### [Problem requirements]
Please transcribe the data below exactly. Leave the pictures out.

————

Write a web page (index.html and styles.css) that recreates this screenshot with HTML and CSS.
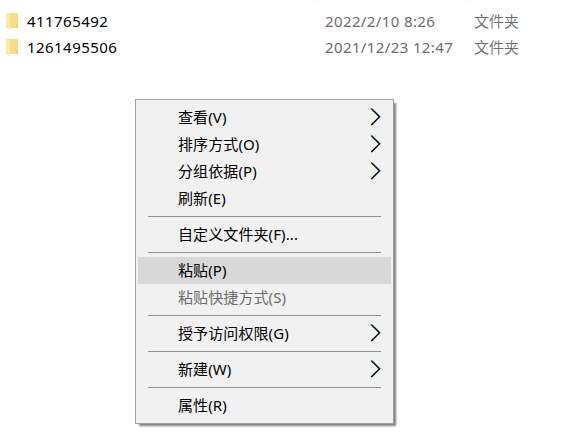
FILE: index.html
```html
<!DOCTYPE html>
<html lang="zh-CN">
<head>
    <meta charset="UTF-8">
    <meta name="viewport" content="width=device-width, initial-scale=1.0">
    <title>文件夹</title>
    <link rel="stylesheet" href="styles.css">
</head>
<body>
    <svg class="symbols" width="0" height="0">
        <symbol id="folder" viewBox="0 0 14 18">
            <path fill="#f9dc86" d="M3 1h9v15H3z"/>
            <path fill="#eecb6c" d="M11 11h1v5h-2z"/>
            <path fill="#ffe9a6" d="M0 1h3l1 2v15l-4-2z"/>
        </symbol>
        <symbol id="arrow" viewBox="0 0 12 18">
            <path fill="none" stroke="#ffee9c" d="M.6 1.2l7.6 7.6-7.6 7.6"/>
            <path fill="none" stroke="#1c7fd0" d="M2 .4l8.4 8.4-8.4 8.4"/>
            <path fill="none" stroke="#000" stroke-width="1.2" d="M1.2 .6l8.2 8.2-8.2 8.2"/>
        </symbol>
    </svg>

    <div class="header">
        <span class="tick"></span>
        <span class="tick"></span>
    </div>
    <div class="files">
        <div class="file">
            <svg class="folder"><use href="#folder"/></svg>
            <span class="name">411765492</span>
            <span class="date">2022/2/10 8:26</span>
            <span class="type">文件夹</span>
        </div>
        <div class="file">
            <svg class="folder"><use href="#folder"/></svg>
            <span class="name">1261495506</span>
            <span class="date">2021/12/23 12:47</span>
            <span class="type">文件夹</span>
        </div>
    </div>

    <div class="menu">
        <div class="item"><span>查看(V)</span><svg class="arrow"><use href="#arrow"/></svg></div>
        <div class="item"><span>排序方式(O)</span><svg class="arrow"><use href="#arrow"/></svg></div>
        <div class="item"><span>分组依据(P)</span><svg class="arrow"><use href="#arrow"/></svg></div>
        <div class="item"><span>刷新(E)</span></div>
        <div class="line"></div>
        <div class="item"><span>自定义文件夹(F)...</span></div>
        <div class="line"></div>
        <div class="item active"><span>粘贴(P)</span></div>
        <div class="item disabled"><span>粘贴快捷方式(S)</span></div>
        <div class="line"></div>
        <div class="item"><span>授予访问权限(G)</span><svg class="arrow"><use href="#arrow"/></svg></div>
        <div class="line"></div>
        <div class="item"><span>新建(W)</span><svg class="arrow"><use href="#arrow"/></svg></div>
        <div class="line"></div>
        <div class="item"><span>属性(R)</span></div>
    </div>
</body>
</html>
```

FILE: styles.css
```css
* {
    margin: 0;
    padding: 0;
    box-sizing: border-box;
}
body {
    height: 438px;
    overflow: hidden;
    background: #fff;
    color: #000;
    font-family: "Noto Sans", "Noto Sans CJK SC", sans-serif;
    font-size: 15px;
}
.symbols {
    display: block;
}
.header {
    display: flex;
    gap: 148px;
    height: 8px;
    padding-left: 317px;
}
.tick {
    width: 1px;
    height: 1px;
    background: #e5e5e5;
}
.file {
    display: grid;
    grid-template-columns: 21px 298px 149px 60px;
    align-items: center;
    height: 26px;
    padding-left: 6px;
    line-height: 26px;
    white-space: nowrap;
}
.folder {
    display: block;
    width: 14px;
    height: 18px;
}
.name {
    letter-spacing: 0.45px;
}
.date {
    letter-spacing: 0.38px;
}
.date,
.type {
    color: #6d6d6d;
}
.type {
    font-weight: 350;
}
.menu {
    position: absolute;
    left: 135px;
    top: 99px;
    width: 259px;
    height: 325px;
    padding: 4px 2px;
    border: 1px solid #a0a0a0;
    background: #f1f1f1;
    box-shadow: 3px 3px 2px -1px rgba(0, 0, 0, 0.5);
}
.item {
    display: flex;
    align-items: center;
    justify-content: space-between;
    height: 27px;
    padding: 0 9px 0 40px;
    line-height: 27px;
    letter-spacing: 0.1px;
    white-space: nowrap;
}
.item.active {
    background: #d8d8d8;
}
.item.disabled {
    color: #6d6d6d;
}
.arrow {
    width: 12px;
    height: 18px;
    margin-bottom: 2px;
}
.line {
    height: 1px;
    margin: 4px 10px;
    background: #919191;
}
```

————

### [The result]
Write a web page (index.html and styles.css) that recreates this screenshot with HTML and CSS.
FILE: index.html
```html
<!DOCTYPE html>
<html lang="zh-CN">
<head>
    <meta charset="UTF-8">
    <meta name="viewport" content="width=device-width, initial-scale=1.0">
    <title>文件夹</title>
    <link rel="stylesheet" href="styles.css">
</head>
<body>
    <svg class="symbols" width="0" height="0">
        <symbol id="folder" viewBox="0 0 14 18">
            <path fill="#f9dc86" d="M3 1h9v15H3z"/>
            <path fill="#eecb6c" d="M11 11h1v5h-2z"/>
            <path fill="#ffe9a6" d="M0 1h3l1 2v15l-4-2z"/>
        </symbol>
        <symbol id="arrow" viewBox="0 0 12 18">
            <path fill="none" stroke="#ffee9c" d="M.6 1.2l7.6 7.6-7.6 7.6"/>
            <path fill="none" stroke="#1c7fd0" d="M2 .4l8.4 8.4-8.4 8.4"/>
            <path fill="none" stroke="#000" stroke-width="1.2" d="M1.2 .6l8.2 8.2-8.2 8.2"/>
        </symbol>
    </svg>

    <div class="header">
        <span class="tick"></span>
        <span class="tick"></span>
    </div>
    <div class="files">
        <div class="file">
            <svg class="folder"><use href="#folder"/></svg>
            <span class="name">411765492</span>
            <span class="date">2022/2/10 8:26</span>
            <span class="type">文件夹</span>
        </div>
        <div class="file">
            <svg class="folder"><use href="#folder"/></svg>
            <span class="name">1261495506</span>
            <span class="date">2021/12/23 12:47</span>
            <span class="type">文件夹</span>
        </div>
    </div>

    <div class="menu">
        <div class="item"><span>查看(V)</span><svg class="arrow"><use href="#arrow"/></svg></div>
        <div class="item"><span>排序方式(O)</span><svg class="arrow"><use href="#arrow"/></svg></div>
        <div class="item"><span>分组依据(P)</span><svg class="arrow"><use href="#arrow"/></svg></div>
        <div class="item"><span>刷新(E)</span></div>
        <div class="line"></div>
        <div class="item"><span>自定义文件夹(F)...</span></div>
        <div class="line"></div>
        <div class="item active"><span>粘贴(P)</span></div>
        <div class="item disabled"><span>粘贴快捷方式(S)</span></div>
        <div class="line"></div>
        <div class="item"><span>授予访问权限(G)</span><svg class="arrow"><use href="#arrow"/></svg></div>
        <div class="line"></div>
        <div class="item"><span>新建(W)</span><svg class="arrow"><use href="#arrow"/></svg></div>
        <div class="line"></div>
        <div class="item"><span>属性(R)</span></div>
    </div>
</body>
</html>
```

FILE: styles.css
```css
* {
    margin: 0;
    padding: 0;
    box-sizing: border-box;
}
body {
    height: 438px;
    overflow: hidden;
    background: #fff;
    color: #000;
    font-family: "Noto Sans", "Noto Sans CJK SC", sans-serif;
    font-size: 15px;
}
.symbols {
    display: block;
}
.header {
    display: flex;
    gap: 148px;
    height: 8px;
    padding-left: 317px;
}
.tick {
    width: 1px;
    height: 1px;
    background: #e5e5e5;
}
.file {
    display: grid;
    grid-template-columns: 21px 298px 149px 60px;
    align-items: center;
    height: 26px;
    padding-left: 6px;
    line-height: 26px;
    white-space: nowrap;
}
.folder {
    display: block;
    width: 14px;
    height: 18px;
}
.name {
    letter-spacing: 0.45px;
}
.date {
    letter-spacing: 0.38px;
}
.date,
.type {
    color: #6d6d6d;
}
.type {
    font-weight: 350;
}
.menu {
    position: absolute;
    left: 135px;
    top: 99px;
    width: 259px;
    height: 325px;
    padding: 4px 2px;
    border: 1px solid #a0a0a0;
    background: #f1f1f1;
    box-shadow: 3px 3px 2px -1px rgba(0, 0, 0, 0.5);
}
.item {
    display: flex;
    align-items: center;
    justify-content: space-between;
    height: 27px;
    padding: 0 9px 0 40px;
    line-height: 27px;
    letter-spacing: 0.1px;
    white-space: nowrap;
}
.item.active {
    background: #d8d8d8;
}
.item.disabled {
    color: #6d6d6d;
}
.arrow {
    width: 12px;
    height: 18px;
    margin-bottom: 2px;
}
.line {
    height: 1px;
    margin: 4px 10px;
    background: #919191;
}
```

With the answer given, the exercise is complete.